Code that builds pages:
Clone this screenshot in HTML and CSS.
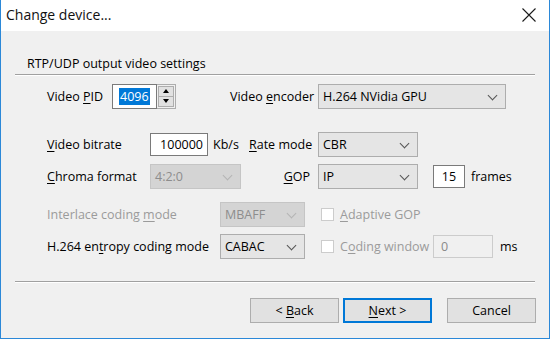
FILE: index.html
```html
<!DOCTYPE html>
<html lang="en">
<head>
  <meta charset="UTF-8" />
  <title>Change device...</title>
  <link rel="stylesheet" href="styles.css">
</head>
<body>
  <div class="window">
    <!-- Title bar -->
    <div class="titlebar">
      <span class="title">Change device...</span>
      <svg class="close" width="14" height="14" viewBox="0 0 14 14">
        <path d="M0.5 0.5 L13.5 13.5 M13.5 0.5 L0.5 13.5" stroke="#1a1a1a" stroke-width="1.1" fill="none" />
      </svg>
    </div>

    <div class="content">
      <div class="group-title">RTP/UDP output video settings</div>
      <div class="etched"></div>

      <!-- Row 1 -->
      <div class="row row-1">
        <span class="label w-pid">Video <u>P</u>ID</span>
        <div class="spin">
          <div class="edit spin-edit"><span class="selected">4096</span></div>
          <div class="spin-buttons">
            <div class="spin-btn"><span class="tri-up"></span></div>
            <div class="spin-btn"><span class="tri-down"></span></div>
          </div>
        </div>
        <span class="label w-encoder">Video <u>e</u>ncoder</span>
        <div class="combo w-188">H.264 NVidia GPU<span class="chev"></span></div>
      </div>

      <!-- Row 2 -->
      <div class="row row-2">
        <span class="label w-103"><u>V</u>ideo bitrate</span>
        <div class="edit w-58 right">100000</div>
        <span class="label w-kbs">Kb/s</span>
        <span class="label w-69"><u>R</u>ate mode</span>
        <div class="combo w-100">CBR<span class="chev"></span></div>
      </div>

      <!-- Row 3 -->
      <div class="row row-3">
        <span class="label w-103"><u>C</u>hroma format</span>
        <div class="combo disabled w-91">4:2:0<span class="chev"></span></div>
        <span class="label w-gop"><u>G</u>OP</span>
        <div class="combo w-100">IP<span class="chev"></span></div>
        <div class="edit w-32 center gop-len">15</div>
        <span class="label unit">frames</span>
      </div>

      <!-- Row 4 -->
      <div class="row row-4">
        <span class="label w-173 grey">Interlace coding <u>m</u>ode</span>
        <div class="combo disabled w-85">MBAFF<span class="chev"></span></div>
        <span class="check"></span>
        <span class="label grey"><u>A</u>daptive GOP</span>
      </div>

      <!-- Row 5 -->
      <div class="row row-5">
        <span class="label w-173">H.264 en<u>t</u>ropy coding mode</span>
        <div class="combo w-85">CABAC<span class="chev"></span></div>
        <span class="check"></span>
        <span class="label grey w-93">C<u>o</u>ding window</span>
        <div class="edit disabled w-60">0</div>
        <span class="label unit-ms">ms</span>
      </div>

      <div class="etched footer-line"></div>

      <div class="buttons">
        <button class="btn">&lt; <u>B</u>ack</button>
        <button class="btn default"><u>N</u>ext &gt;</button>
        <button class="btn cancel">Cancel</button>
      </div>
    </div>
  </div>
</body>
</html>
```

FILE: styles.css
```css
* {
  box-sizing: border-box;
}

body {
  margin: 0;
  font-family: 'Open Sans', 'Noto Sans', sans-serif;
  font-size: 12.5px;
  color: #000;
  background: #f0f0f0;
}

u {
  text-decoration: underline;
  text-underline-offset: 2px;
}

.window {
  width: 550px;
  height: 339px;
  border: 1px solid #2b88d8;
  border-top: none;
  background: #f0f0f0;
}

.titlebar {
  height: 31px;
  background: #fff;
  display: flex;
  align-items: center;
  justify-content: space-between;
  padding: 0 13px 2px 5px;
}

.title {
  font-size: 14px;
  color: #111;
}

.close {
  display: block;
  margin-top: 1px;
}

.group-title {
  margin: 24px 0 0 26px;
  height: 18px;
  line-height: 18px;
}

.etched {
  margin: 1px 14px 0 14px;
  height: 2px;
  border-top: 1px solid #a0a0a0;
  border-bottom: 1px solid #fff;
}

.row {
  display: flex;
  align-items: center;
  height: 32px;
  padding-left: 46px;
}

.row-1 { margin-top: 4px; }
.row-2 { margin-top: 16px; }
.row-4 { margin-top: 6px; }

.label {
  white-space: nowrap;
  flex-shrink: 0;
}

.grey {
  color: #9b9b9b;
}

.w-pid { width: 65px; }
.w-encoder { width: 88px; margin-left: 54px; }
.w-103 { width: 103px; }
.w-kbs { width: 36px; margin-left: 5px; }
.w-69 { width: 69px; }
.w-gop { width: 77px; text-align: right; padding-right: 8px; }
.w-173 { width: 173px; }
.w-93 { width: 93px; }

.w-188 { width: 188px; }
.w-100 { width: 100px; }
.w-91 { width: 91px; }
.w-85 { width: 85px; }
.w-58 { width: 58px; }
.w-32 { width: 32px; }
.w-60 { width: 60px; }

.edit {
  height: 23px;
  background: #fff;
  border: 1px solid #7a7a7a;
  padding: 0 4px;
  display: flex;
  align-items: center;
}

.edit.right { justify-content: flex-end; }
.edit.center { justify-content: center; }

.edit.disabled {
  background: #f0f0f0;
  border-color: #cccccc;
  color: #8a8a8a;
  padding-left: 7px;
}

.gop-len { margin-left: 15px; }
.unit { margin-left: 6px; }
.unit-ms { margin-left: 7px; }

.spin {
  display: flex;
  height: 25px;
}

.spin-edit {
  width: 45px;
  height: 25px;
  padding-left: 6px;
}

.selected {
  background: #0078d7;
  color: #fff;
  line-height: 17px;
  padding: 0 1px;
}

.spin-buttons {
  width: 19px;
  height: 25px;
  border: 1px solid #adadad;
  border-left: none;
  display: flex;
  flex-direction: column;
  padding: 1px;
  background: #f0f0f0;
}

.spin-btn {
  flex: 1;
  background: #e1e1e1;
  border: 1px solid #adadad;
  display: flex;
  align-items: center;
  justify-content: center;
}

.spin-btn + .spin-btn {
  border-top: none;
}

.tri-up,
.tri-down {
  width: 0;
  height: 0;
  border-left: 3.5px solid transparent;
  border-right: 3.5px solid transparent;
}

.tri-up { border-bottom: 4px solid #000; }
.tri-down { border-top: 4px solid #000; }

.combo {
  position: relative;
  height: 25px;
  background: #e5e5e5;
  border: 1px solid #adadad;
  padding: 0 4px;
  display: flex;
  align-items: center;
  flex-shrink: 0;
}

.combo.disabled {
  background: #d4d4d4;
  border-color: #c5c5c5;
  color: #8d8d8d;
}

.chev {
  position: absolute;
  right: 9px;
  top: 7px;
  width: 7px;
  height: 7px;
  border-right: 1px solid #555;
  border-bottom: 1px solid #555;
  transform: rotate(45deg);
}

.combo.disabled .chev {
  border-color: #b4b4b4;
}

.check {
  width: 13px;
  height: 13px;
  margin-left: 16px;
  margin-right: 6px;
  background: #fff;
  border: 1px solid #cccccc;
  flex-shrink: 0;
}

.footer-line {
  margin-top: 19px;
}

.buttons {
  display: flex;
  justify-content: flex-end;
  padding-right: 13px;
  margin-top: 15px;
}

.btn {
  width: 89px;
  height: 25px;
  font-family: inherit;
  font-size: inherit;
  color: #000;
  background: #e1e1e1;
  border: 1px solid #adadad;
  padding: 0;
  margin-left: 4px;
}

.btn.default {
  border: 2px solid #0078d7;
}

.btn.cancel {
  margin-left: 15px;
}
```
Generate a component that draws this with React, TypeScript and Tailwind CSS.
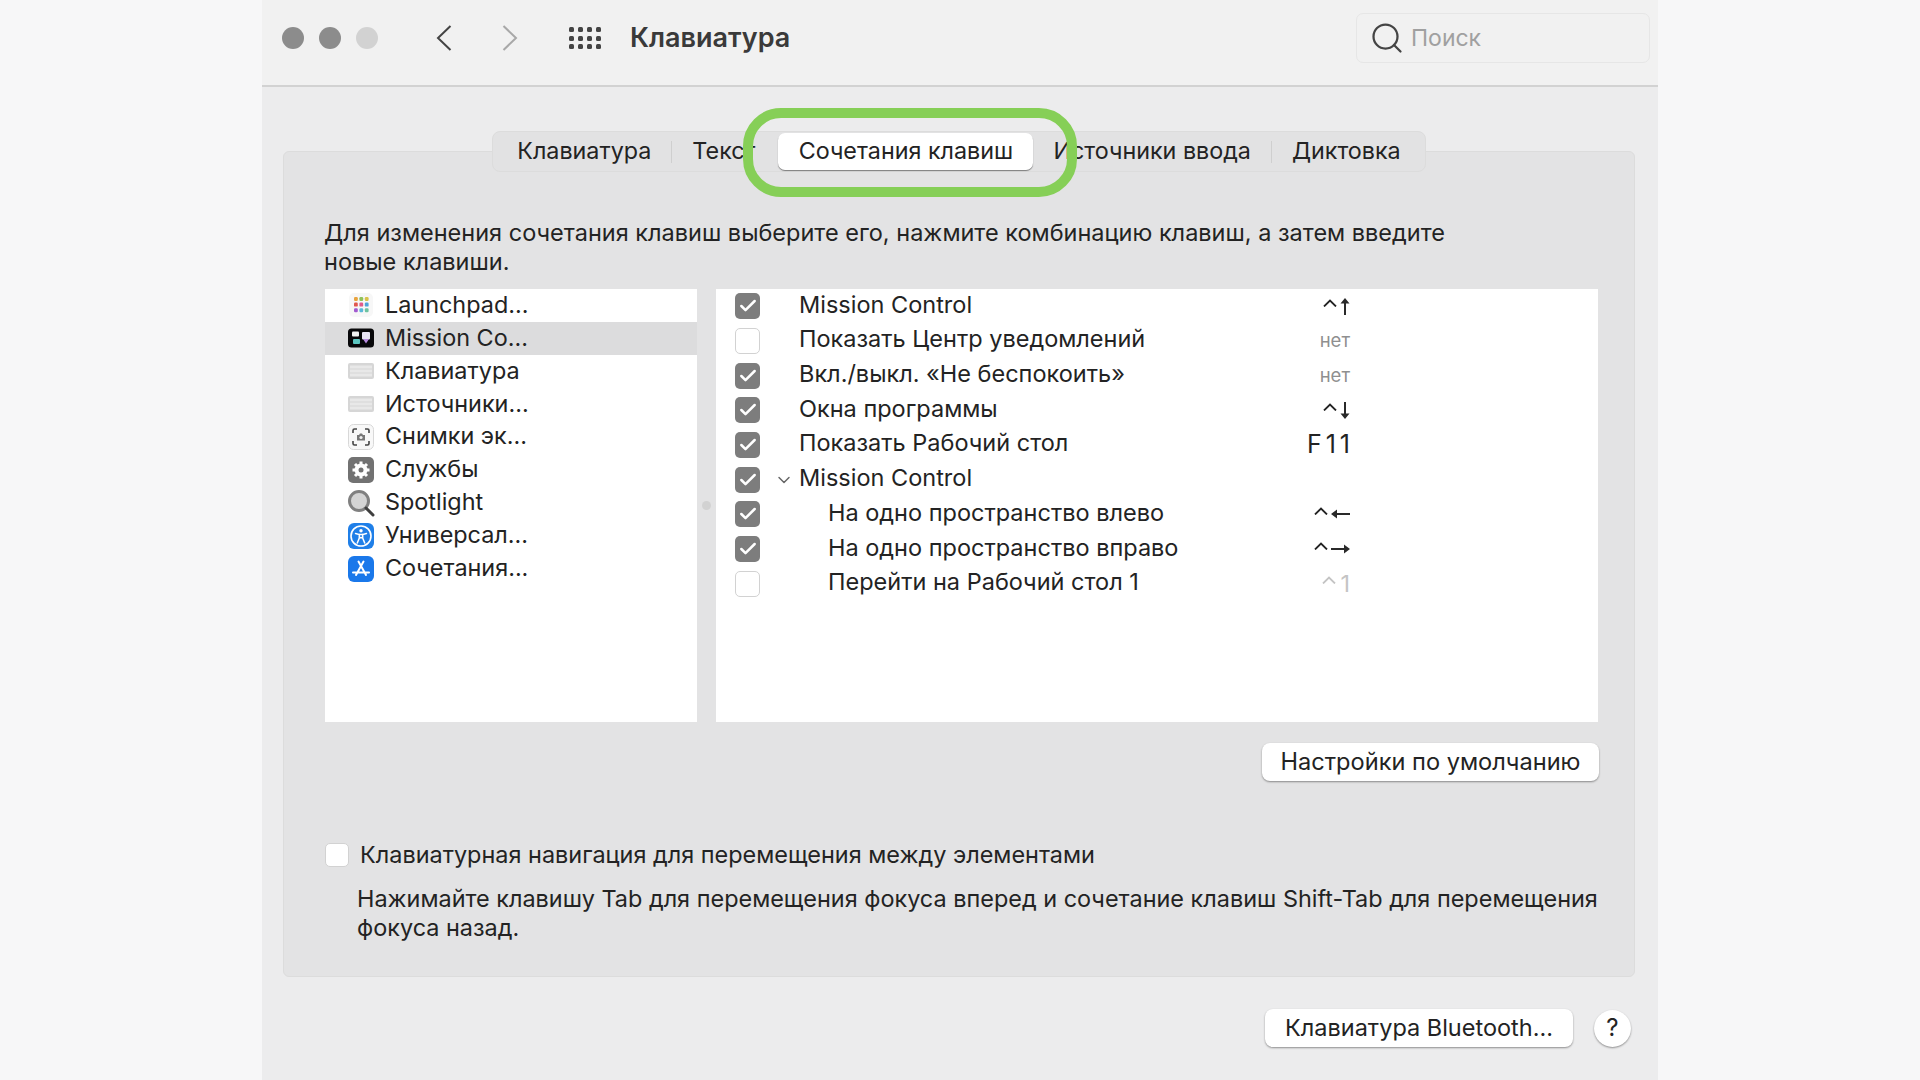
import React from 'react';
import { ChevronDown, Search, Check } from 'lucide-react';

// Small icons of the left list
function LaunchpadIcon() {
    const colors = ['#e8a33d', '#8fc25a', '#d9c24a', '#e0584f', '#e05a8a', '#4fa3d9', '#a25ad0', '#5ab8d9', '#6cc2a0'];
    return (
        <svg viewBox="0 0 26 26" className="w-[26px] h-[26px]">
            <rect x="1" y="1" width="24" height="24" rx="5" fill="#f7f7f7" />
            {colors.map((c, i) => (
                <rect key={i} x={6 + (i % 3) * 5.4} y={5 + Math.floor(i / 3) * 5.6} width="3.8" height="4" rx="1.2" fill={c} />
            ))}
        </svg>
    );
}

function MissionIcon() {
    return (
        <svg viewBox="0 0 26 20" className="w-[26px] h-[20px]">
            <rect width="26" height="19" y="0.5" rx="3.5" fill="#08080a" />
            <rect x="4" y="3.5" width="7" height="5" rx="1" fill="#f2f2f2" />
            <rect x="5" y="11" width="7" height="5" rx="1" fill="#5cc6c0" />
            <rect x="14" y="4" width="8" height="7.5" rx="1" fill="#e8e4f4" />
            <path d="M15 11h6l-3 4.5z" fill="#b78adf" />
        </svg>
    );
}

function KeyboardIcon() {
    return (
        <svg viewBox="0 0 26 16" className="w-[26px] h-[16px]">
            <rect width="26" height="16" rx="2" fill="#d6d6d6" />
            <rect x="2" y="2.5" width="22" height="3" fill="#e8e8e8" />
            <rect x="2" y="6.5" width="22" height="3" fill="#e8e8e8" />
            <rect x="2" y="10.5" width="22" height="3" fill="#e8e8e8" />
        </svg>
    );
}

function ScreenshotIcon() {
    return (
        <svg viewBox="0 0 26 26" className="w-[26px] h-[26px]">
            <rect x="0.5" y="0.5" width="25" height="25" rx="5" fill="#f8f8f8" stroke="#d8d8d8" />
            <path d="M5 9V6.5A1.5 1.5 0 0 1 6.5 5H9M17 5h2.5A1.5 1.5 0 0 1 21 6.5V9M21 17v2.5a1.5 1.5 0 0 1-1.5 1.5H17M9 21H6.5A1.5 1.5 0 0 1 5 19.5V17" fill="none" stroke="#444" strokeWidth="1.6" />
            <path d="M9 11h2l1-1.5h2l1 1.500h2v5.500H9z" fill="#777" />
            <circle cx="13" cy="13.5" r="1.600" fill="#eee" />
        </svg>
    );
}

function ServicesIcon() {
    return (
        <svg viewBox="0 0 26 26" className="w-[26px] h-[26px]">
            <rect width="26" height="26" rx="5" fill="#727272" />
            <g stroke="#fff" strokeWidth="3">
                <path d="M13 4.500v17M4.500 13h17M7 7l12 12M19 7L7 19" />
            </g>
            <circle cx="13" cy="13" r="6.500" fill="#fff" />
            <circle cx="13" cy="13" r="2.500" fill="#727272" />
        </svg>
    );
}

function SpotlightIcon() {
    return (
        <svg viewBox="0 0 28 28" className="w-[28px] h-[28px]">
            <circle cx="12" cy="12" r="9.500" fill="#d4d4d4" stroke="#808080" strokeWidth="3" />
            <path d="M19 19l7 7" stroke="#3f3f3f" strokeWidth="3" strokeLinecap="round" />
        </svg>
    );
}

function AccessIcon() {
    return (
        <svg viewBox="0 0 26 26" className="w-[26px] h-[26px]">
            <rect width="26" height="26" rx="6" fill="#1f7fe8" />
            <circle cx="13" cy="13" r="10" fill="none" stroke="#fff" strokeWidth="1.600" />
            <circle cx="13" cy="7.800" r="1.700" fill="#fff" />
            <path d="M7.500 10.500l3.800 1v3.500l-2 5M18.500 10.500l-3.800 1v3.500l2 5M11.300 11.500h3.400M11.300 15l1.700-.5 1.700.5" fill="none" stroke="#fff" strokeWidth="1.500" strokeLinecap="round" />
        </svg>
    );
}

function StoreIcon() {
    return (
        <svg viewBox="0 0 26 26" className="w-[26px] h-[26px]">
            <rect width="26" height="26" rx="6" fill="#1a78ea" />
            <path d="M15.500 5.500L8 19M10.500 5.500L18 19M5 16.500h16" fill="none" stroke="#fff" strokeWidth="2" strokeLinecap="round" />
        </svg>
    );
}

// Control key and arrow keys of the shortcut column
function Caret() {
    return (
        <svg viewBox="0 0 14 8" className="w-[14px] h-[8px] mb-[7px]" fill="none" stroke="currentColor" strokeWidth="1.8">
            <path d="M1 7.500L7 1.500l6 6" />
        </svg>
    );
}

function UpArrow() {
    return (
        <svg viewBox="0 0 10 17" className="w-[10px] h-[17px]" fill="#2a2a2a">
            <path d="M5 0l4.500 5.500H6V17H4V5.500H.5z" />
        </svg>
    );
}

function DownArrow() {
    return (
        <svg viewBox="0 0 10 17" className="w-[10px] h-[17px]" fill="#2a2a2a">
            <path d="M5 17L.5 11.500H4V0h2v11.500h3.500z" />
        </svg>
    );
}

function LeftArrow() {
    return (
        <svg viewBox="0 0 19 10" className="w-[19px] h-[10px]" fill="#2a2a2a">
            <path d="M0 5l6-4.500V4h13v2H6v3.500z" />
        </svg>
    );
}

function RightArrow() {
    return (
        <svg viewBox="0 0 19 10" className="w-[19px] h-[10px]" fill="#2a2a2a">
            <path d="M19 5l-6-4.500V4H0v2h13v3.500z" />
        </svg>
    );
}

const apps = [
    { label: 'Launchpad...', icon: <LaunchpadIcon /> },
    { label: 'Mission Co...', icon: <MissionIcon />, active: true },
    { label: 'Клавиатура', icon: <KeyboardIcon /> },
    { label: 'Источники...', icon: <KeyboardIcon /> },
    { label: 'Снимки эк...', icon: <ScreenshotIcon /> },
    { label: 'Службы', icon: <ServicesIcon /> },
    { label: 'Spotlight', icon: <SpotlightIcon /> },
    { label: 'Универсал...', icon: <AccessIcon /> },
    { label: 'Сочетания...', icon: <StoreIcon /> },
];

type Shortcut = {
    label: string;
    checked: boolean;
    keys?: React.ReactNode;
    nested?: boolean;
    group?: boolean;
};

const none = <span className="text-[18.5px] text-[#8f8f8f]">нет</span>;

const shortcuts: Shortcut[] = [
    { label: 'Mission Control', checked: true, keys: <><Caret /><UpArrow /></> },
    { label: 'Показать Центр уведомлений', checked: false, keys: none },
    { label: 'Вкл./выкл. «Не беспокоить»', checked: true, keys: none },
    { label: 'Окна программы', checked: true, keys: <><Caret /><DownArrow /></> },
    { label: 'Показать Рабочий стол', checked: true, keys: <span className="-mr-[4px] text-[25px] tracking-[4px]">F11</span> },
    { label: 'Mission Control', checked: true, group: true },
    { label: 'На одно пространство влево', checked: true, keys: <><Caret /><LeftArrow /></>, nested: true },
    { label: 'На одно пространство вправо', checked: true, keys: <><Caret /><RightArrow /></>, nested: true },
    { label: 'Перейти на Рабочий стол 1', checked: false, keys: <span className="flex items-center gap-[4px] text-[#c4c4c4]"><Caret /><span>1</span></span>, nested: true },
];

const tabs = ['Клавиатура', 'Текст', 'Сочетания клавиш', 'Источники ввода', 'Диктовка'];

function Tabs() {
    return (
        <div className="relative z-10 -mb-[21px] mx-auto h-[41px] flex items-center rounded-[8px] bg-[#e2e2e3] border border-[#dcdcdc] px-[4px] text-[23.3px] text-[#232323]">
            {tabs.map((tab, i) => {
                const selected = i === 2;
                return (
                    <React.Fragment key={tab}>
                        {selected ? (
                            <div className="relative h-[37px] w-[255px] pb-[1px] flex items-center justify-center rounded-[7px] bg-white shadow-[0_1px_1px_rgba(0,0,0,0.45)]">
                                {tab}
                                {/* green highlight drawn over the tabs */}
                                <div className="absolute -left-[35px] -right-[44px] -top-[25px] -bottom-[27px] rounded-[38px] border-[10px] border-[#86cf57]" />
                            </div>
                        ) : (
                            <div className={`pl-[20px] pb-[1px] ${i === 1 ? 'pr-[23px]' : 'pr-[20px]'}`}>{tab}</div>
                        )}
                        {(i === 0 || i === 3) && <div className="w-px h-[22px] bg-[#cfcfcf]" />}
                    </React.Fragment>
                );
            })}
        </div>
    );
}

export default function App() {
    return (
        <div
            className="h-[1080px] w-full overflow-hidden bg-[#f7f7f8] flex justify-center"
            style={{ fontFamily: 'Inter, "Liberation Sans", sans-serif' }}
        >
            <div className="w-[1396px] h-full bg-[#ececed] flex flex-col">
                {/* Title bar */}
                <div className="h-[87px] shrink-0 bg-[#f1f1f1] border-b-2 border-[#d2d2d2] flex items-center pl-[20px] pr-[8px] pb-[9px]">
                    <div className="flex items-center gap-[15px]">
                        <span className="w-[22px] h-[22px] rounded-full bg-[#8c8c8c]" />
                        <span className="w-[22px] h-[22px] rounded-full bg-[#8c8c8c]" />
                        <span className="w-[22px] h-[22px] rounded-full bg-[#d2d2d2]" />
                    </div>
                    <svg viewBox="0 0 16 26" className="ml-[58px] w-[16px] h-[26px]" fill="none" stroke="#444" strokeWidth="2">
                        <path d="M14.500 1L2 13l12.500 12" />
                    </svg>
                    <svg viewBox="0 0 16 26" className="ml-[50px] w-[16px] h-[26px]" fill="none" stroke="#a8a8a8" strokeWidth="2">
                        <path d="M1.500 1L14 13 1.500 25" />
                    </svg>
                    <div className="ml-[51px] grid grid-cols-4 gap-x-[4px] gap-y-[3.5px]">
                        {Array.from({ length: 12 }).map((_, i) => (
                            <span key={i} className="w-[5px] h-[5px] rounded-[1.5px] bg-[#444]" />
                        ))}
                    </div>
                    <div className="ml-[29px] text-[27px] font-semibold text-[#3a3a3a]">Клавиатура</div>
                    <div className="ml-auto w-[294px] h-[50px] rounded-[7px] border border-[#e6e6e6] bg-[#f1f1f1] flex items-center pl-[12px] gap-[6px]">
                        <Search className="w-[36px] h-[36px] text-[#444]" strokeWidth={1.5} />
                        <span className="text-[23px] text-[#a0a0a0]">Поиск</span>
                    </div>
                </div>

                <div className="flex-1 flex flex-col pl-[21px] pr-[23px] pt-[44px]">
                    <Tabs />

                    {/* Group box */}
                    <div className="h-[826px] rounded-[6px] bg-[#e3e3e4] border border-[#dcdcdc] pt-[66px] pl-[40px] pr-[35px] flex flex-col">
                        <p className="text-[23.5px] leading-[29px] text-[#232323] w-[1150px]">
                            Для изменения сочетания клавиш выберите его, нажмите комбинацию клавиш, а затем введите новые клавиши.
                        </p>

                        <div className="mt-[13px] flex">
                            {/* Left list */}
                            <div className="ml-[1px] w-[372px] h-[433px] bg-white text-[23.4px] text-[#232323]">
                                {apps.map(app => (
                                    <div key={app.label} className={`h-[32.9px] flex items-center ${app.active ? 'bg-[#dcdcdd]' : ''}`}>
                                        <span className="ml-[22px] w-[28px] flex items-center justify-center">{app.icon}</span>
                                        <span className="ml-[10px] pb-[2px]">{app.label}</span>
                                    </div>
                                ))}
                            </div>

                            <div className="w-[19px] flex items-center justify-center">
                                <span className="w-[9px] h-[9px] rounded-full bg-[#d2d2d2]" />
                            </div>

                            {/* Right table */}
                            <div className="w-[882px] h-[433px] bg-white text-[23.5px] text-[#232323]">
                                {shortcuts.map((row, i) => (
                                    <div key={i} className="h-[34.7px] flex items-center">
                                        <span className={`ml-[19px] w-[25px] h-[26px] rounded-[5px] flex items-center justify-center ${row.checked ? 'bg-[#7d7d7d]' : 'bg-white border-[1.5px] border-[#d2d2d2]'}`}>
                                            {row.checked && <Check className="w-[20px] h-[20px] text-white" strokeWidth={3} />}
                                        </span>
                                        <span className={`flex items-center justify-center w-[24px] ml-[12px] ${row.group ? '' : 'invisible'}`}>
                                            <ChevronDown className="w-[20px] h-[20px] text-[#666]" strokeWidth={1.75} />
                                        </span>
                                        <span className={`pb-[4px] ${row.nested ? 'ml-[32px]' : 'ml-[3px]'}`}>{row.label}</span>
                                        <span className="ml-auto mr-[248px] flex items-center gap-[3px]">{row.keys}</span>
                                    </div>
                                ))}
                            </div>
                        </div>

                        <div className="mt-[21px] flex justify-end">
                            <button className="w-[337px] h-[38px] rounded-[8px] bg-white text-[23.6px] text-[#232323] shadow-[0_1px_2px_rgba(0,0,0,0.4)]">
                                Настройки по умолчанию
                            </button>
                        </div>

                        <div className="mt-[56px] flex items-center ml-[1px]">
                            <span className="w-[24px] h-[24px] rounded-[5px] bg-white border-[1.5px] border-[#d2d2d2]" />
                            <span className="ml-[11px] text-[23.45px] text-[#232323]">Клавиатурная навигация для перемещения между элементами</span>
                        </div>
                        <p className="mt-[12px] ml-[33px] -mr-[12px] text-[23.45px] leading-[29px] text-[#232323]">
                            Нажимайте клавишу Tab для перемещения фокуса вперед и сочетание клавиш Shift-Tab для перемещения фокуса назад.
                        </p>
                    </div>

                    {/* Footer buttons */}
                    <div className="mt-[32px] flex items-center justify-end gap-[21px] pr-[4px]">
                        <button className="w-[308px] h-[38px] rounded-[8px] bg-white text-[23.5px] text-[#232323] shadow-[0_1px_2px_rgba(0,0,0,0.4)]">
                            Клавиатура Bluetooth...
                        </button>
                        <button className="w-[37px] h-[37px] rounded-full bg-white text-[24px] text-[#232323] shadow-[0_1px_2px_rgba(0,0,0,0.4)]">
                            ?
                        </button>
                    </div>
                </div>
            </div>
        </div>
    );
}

-- Set task --
Each line with the string "this" in it needs to be found and copied.

-- The answer --
Clone this screenshot in HTML and CSS.
Generate a component that draws this with React, TypeScript and Tailwind CSS.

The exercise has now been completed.